23 Jun 2015, 10:03 am Print
The children's agency is working with the Government and the Nepal Police to reduce the risk of trafficking through targeted action and policy measures.
“UNICEF feared a surge in trafficking cases after the two earthquakes”, said Tomoo Hozumi, a UNICEF representative in Nepal over the weekend. “Loss of livelihoods and worsening living conditions may allow traffickers to easily convince parents to give their children up for what they are made to believe will be a better life.”
The traffickers, he stressed, promise education, meals and a better future. But the reality is that many of those children could end up being “horrendously exploited and abused”, Mr. Hozumi warned.
Trafficking was rife in Nepal even before the 25 April earthquake, with an estimated 12,000 children trafficked to India every year, according to a 2001 International Labour Organisation (ILO) study.
Girls not recruited into prostitution could be also sold as domestic slaves in India and other countries and boys taken into forced labour. After disasters such as earthquakes, there is a risk that trafficking will increase.
Families may also be more easily convinced to send their children to orphanages in Kathmandu and Pokhara, UNICEF noted, a trend that began following the civil war with promises of safety and education.
Prior to the Nepal earthquake, approximately 15,000 children lived in child care homes in Nepal, and were potentially at risk of poorly-regulated adoption, exploitation and abuse. More than 85 per cent of these children had at least one living parent.
UNICEF has been working closely with the Nepalese government – who has suspended international adoption right after April 25 – and other partners to speed up and bolster the response on child trafficking prevention, including by supporting the police to establish or strengthen almost a hundred checkpoints and police stations throughout the country and the earthquake affected districts.

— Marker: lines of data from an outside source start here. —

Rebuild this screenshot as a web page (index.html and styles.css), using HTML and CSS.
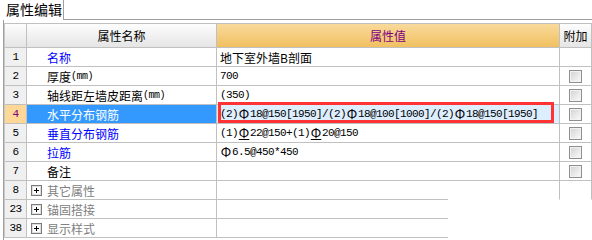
FILE: index.html
```html
<!DOCTYPE html>
<html lang="zh-CN">
<head>
    <meta charset="UTF-8">
    <title>属性编辑</title>
    <link rel="stylesheet" href="styles.css">
</head>
<body>
    <div class="tabs">
        <div class="tab">属性编辑</div>
        <div class="tab-rest"></div>
    </div>
    <div class="panel">
        <div class="grid">
            <div class="row head">
                <div class="num"></div>
                <div class="name">属性名称</div>
                <div class="val">属性值</div>
                <div class="add">附加</div>
            </div>
            <div class="row">
                <div class="num">1</div>
                <div class="name blue">名称</div>
                <div class="val">地下室外墙B剖面</div>
                <div class="add"></div>
            </div>
            <div class="row">
                <div class="num">2</div>
                <div class="name">厚度<span class="unit">(mm)</span></div>
                <div class="val mono">700</div>
                <div class="add"><span class="check"></span></div>
            </div>
            <div class="row">
                <div class="num">3</div>
                <div class="name">轴线距左墙皮距离<span class="unit">(mm)</span></div>
                <div class="val mono">(350)</div>
                <div class="add"><span class="check"></span></div>
            </div>
            <div class="row sel">
                <div class="num">4</div>
                <div class="name">水平分布钢筋</div>
                <div class="val mono">(2)<span class="bar g3">Φ</span>18@150[1950]/(2)<span class="bar g3">Φ</span>18@100[1000]/(2)<span class="bar g3">Φ</span>18@150[1950]<span class="mark"></span></div>
                <div class="add"><span class="check"></span></div>
            </div>
            <div class="row">
                <div class="num">5</div>
                <div class="name blue">垂直分布钢筋</div>
                <div class="val mono">(1)<span class="bar g3">Φ</span>22@150+(1)<span class="bar g3">Φ</span>20@150</div>
                <div class="add"><span class="check"></span></div>
            </div>
            <div class="row">
                <div class="num">6</div>
                <div class="name blue">拉筋</div>
                <div class="val mono"><span class="bar">Φ</span>6.5@450*450</div>
                <div class="add"><span class="check"></span></div>
            </div>
            <div class="row">
                <div class="num">7</div>
                <div class="name">备注</div>
                <div class="val"></div>
                <div class="add"><span class="check"></span></div>
            </div>
            <div class="row group">
                <div class="num">8</div>
                <div class="name"><svg class="plus" width="11" height="11"><rect x="0.5" y="0.5" width="10" height="10" fill="#fff" stroke="#7a7a7a"/><rect x="1.5" y="1.5" width="8" height="8" fill="none" stroke="#e0e0e0"/><path d="M3 5.5h5M5.5 3v5" stroke="#000"/></svg>其它属性</div>
                <div class="val tail"></div>
                <div class="add open"></div>
            </div>
            <div class="row group">
                <div class="num">23</div>
                <div class="name"><svg class="plus" width="11" height="11"><rect x="0.5" y="0.5" width="10" height="10" fill="#fff" stroke="#7a7a7a"/><rect x="1.5" y="1.5" width="8" height="8" fill="none" stroke="#e0e0e0"/><path d="M3 5.5h5M5.5 3v5" stroke="#000"/></svg>锚固搭接</div>
                <div class="val tail end"></div>
                <div class="add none"></div>
            </div>
            <div class="row group">
                <div class="num">38</div>
                <div class="name"><svg class="plus" width="11" height="11"><rect x="0.5" y="0.5" width="10" height="10" fill="#fff" stroke="#7a7a7a"/><rect x="1.5" y="1.5" width="8" height="8" fill="none" stroke="#e0e0e0"/><path d="M3 5.5h5M5.5 3v5" stroke="#000"/></svg>显示样式</div>
                <div class="val tail end"></div>
                <div class="add none"></div>
            </div>
        </div>
    </div>
</body>
</html>
```

FILE: styles.css
```css
* {
    box-sizing: border-box;
}

body {
    margin: 0;
    background-color: #fff;
    color: #000;
    font-family: "Noto Sans CJK SC", sans-serif;
    font-size: 12px;
}

.tabs {
    display: flex;
    height: 20px;
}

.tab {
    width: 64px;
    padding-left: 6px;
    border-right: 1px solid #a0a0a0;
    font-size: 14px;
    line-height: 19px;
}

.tab-rest {
    flex: 1;
    border-bottom: 1px solid #a0a0a0;
}

.panel {
    height: 220px;
    margin-left: 3px;
    padding-top: 3px;
    border-left: 1px solid #a0a0a0;
}

.grid {
    border-left: 1px solid #c8c8c8;
    border-top: 1px solid #c0c0c0;
}

.row {
    display: grid;
    grid-template-columns: 22px 190px 343px 32px;
    height: 19px;
}

.row > div {
    display: flex;
    align-items: center;
    border-right: 1px solid #c0c0c0;
    border-bottom: 1px solid #c0c0c0;
    white-space: nowrap;
}

.num {
    justify-content: center;
    background-color: #f0f0f0;
    font-family: "Liberation Mono", monospace;
    font-size: 11px;
    letter-spacing: -0.6px;
}

.name {
    padding-left: 20px;
}

.val {
    padding-left: 3px;
}

.add {
    justify-content: center;
}

.head {
    height: 24px;
}

.head > div {
    justify-content: center;
    padding-left: 0;
    background: linear-gradient(#fdfdfd, #e5e5e5);
}

.head > .val {
    background: linear-gradient(#f9da9c, #f1c060);
    color: #800080;
}

.blue {
    color: #0000ff;
}

.unit {
    font-family: "Liberation Mono", monospace;
    font-size: 10px;
    letter-spacing: -0.5px;
}

.mono {
    font-family: "Liberation Mono", "Noto Sans CJK SC", monospace;
    font-size: 11px;
    letter-spacing: -0.6px;
}

.bar {
    display: inline-block;
    width: 12px;
    text-align: center;
    letter-spacing: 0;
    font-family: "Noto Sans CJK SC", sans-serif;
    font-size: 13px;
    line-height: 12px;
}

.g3 {
    text-decoration: underline;
    text-underline-offset: 1px;
}

.check {
    width: 13px;
    height: 13px;
    border: 1px solid #8e8e8e;
    background: linear-gradient(135deg, #d2d2d2, #fbfbfb);
    box-shadow: inset 0 0 0 1px #f2f2f2;
}

.sel .num {
    background-color: #ffd898;
    color: #800080;
}

.sel .name {
    background-color: #3399ff;
    color: #fff;
}

.sel .val {
    position: relative;
    background-color: #ddeeff;
}

.mark {
    position: absolute;
    left: 1px;
    top: -3px;
    width: 336px;
    height: 21px;
    border: 3px solid #ff3333;
}

.group .name {
    padding-left: 4px;
    color: #808080;
}

.plus {
    margin-right: 5px;
}

.row > .tail {
    border-bottom-color: transparent;
    background: linear-gradient(#c0c0c0, #c0c0c0) left bottom / 231px 1px no-repeat;
    background-origin: border-box;
}

.row > .end {
    border-right-color: transparent;
}

.row > .open {
    border-bottom-color: transparent;
}

.row > .none {
    border-right-color: transparent;
    border-bottom-color: transparent;
}
```
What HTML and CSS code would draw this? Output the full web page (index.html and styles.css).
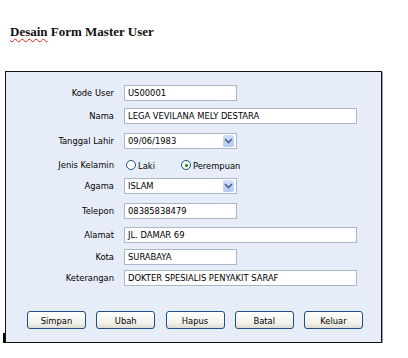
FILE: index.html
```html
<!DOCTYPE html>
<html lang="id">
<head>
  <meta charset="UTF-8" />
  <meta name="viewport" content="width=device-width, initial-scale=1" />
  <title>Desain Form Master User</title>
  <link rel="stylesheet" href="styles.css">
</head>
<body>
  <h1 class="page-title"><span class="typo">Desain</span> Form Master User</h1>

  <div class="sheet">
    <span class="caret"></span>
    <form class="form-panel" id="userForm">
      <div class="fields">
        <label class="lbl" for="kode">Kode User</label>
        <div class="box short" id="kode">US00001</div>

        <label class="lbl" for="nama">Nama</label>
        <div class="box long" id="nama">LEGA VEVILANA MELY DESTARA</div>

        <label class="lbl" for="tgl">Tanggal Lahir</label>
        <div class="box short combo" id="tgl">
          <span>09/06/1983</span>
          <span class="arrow"><svg width="9" height="6" viewBox="0 0 9 6"><path d="M1 1 L4.5 4.5 L8 1" fill="none" stroke="#4d6185" stroke-width="1.6"/></svg></span>
        </div>

        <label class="lbl">Jenis Kelamin</label>
        <div class="radios">
          <span class="radio"><span class="dot"></span>Laki</span>
          <span class="radio checked"><span class="dot"></span>Perempuan</span>
        </div>

        <label class="lbl" for="agama">Agama</label>
        <div class="box short combo" id="agama">
          <span>ISLAM</span>
          <span class="arrow"><svg width="9" height="6" viewBox="0 0 9 6"><path d="M1 1 L4.5 4.5 L8 1" fill="none" stroke="#4d6185" stroke-width="1.6"/></svg></span>
        </div>

        <label class="lbl" for="telp">Telepon</label>
        <div class="box short" id="telp">08385838479</div>

        <label class="lbl" for="alamat">Alamat</label>
        <div class="box long" id="alamat">JL. DAMAR 69</div>

        <label class="lbl" for="kota">Kota</label>
        <div class="box short" id="kota">SURABAYA</div>

        <label class="lbl" for="ket">Keterangan</label>
        <div class="box long" id="ket">DOKTER SPESIALIS PENYAKIT SARAF</div>
      </div>

      <div class="actions">
        <button type="button" class="btn">Simpan</button>
        <button type="button" class="btn">Ubah</button>
        <button type="button" class="btn">Hapus</button>
        <button type="button" class="btn">Batal</button>
        <button type="button" class="btn">Keluar</button>
      </div>
    </form>
  </div>
</body>
</html>
```

FILE: styles.css
```css
body {
  margin: 0;
  background: #fff;
  font-family: "DejaVu Sans Condensed", "DejaVu Sans", sans-serif;
  font-stretch: condensed;
  color: #000;
}

.page-title {
  margin: 0;
  padding: 24px 0 0 10px;
  height: 15px;
  font-family: "Liberation Serif", serif;
  font-size: 13px;
  line-height: 15px;
  font-weight: bold;
  color: #111;
}

.typo {
  text-decoration: underline wavy #e02020;
  text-decoration-thickness: 1px;
  text-underline-offset: 2px;
}

.sheet {
  margin-top: 32px;
  padding-left: 3px;
  display: flex;
  align-items: flex-end;
}

.caret {
  width: 2px;
  height: 12px;
  margin-bottom: -2px;
  background: #000;
}

.form-panel {
  width: 375px;
  height: 270px;
  padding: 0;
  background: #e6edf8;
  border: 1px solid #111;
  box-shadow: 1px 1px 0 #9aa0a8;
  box-sizing: content-box;
}

.fields {
  display: grid;
  grid-template-columns: 108px 1fr;
  grid-template-rows: 23px 25px 24px 21px 25px 24px 22px 21px 16px;
  column-gap: 10px;
  padding-top: 13px;
  font-size: 9.3px;
}

.lbl {
  text-align: right;
  line-height: 16px;
  align-self: start;
}

.box {
  height: 16px;
  box-sizing: border-box;
  background: #fff;
  border: 1px solid #a9b7c9;
  padding: 0 3px;
  line-height: 14px;
  white-space: nowrap;
  align-self: start;
}

.short { width: 113px; }
.long { width: 233px; }

.combo {
  display: flex;
  justify-content: space-between;
  align-items: center;
  padding-right: 2px;
}

.arrow {
  width: 11px;
  height: 12px;
  display: flex;
  align-items: center;
  justify-content: center;
  background: linear-gradient(#d3e0fd, #b4c9f6);
  border-radius: 2px;
}

.radios {
  display: flex;
  align-items: center;
  gap: 26px;
  height: 16px;
  padding-left: 2px;
}

.radio {
  display: flex;
  align-items: center;
  gap: 2px;
}

.dot {
  width: 10px;
  height: 10px;
  box-sizing: border-box;
  border: 1px solid #1c5180;
  border-radius: 50%;
  background: #fff;
  position: relative;
}

.checked .dot::after {
  content: "";
  position: absolute;
  left: 3px;
  top: 3px;
  width: 3px;
  height: 3px;
  background: #21a121;
  border-radius: 1px;
}

.actions {
  display: flex;
  gap: 10.25px;
  padding: 25px 0 0 21px;
}

.btn {
  width: 59px;
  height: 18px;
  padding: 0;
  border: 1px solid #1f4e82;
  border-radius: 3px;
  background: linear-gradient(#ffffff, #f2f1ea 70%, #dedcd2);
  font-family: inherit;
  font-stretch: condensed;
  font-size: 9.3px;
  color: #000;
}
```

The Funds is also providing support to national NGOs, as well as all relevant actors, to confirm that all alleged cases of trafficked are verified and all children accounted for through the strengthening of information management and coordination systems.
In addition, UNICEF has spearheaded an awareness and public information campaign on child protection in Nepal following the earthquakes. To date, 40,000 flyers on prevention of family separation and trafficking have been distributed in all 14 affected districts, including to police stations, IDP camps, communities and local organisations.
To raise awareness on the negative consequences of 'Orphanage Voluntourism', UNICEF has been working closely with the tourism and volunteering sectors. Forty national and international agencies that recruit volunteers for orphanages in Nepal have been identified and encouraged to discontinue their orphanage volunteering programmes, eight of them already having suspended their volunteering programmes in Nepal.
“To re-build damaged rural communities and keep families together is the best way to help children in Nepal to recover from the earthquake,” Mr Hozumi concluded.